Former Prime Minister Kostas Karamanlis issued a statement on Thursday responding to an op-ed by his predecessor Kostas Simitis, an ex-socialist former prime minister, in Ta Nea daily, accusing the conservative premier of abandoning the ‘Helsinki Strategy’ of diplomacy with Turkey.
“To call things by their proper name: the so called ‘successful’ Helsinki strategy would lead to a trial, handing over Greek territorial integrity, Greek sovereignty over islands and islets, to the jurisdiction of the International Court of Justice in the Hague! From the Imia incident to Helsinki, the Simitis government was essentially asking the United States and our European partners to push Turkey into lodging a complaint with the Hague over Imia and the so-called ‘grey zones’,” wrote Karamanlis.

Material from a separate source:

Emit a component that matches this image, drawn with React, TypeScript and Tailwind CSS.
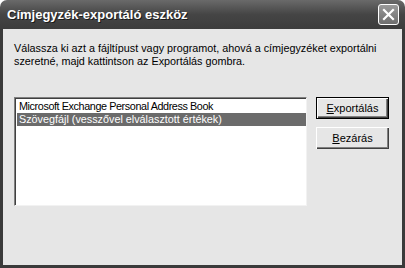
import React from "react";

export default function App() {
  const font = { fontFamily: '"Liberation Sans", Arial, sans-serif' };
  return (
    <div className="w-[405px] h-[268px] bg-white flex flex-col overflow-hidden" style={font}>
      <div className="h-[29px] flex items-center justify-between pl-[7px] pr-[6px] rounded-t-[7px] bg-gradient-to-b from-[#6a6a6a] via-[#454545] to-[#3c3c3c]">
        <span className="text-white font-bold text-[13px]" style={{ textShadow: "1px 1px 0 #1a1a1a" }}>
          Címjegyzék-exportáló eszköz
        </span>
        <div className="w-[21px] h-[21px] rounded-[3px] border border-white bg-gradient-to-b from-[#9a9a9a] to-[#6e6e6e] flex items-center justify-center">
          <svg width="13" height="13" viewBox="0 0 13 13">
            <path d="M2 2 L11 11 M11 2 L2 11" stroke="white" strokeWidth="2.2" strokeLinecap="square" />
          </svg>
        </div>
      </div>
      <div className="flex-1 flex px-[3px] pb-[3px] bg-[#3a3a3a]">
        <div className="flex-1 bg-[#e6e6e6] flex flex-col px-[11px] pt-[13px] text-[10.8px] text-black leading-[13px]">
          <p>Válassza ki azt a fájltípust vagy programot, ahová a címjegyzéket exportálni<br />szeretné, majd kattintson az Exportálás gombra.</p>
          <div className="flex mt-[29px] gap-[9px]">
            <div className="w-[293px] h-[109px] bg-white border border-t-[#808080] border-l-[#808080] border-r-[#f2f2f2] border-b-[#f2f2f2] shadow-[inset_1px_1px_0_#404040] pl-[2px] pt-[2px]">
              <div className="h-[13px] px-[2px] leading-[13px] tracking-[-0.4px]">Microsoft Exchange Personal Address Book</div>
              <div className="h-[13px] px-[2px] leading-[13px] bg-[#6b6b6b] text-white">Szövegfájl (vesszővel elválasztott értékek)</div>
            </div>
            <div className="flex flex-col gap-[8px]">
              <button className="w-[73px] h-[22px] bg-[#e6e6e6] border border-black shadow-[inset_1px_1px_0_#ffffff,inset_-1px_-1px_0_#404040,inset_-2px_-2px_0_#808080] text-[11px]">
                <span className="underline">E</span>xportálás
              </button>
              <button className="w-[73px] h-[22px] bg-[#e6e6e6] shadow-[inset_1px_1px_0_#ffffff,inset_-1px_-1px_0_#404040,inset_-2px_-2px_0_#808080] text-[11px]">
                <span className="underline">B</span>ezárás
              </button>
            </div>
          </div>
        </div>
      </div>
    </div>
  );
}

“It even went to lengths to assure that words to this effect would be included in official European documents. It is unprecedented for a state, a European one at that, to be asking the whole world for a third country to seek a legal ruling doubting its own territorial integrity! There was also a significant setback with the agreement struck in Madrid in June 1997 as the government recognised that Turkey has legal, vital interests in the Aegean. Interests that were of vital importance for its safety and national sovereignty, and that Greece could no longer unilaterally pursue any of its rights! Obviously, this includes the unilateral right to extend its territorial waters, as is the explicit right of every country according to international law,” he added.
“In 1999 with the ‘Helsinki’ strategy, the EU in the role of Pontius Pilate, would follow up Turkey’s claim lodged with the International Court of Justice of ‘outstanding border differences and other related issues’ even up until 2004, and not just about the differences in defining the continental shelf and Exclusive Economic Zones,” said Karamanlis, criticizing the alleged success of the ‘Helsinki Strategy’ and stressing that the latter difference is the only one recognized by all Greek government since 1974.
“I believed then, and believe now, that beyond the issue of the continental shelf and the Exclusive Economic Zone, nothing else put forward by Turkey could be negotiated or resolved in court. The precedent set by Helsinki was now a reality, but it had to be weakened,” he also said.
“It is true that I have different opinions to Simitis and to those who share his views. For us, things were crystal clear. We do not negotiate our national sovereignty and we do not seek anyone’s ruling on it,” he added.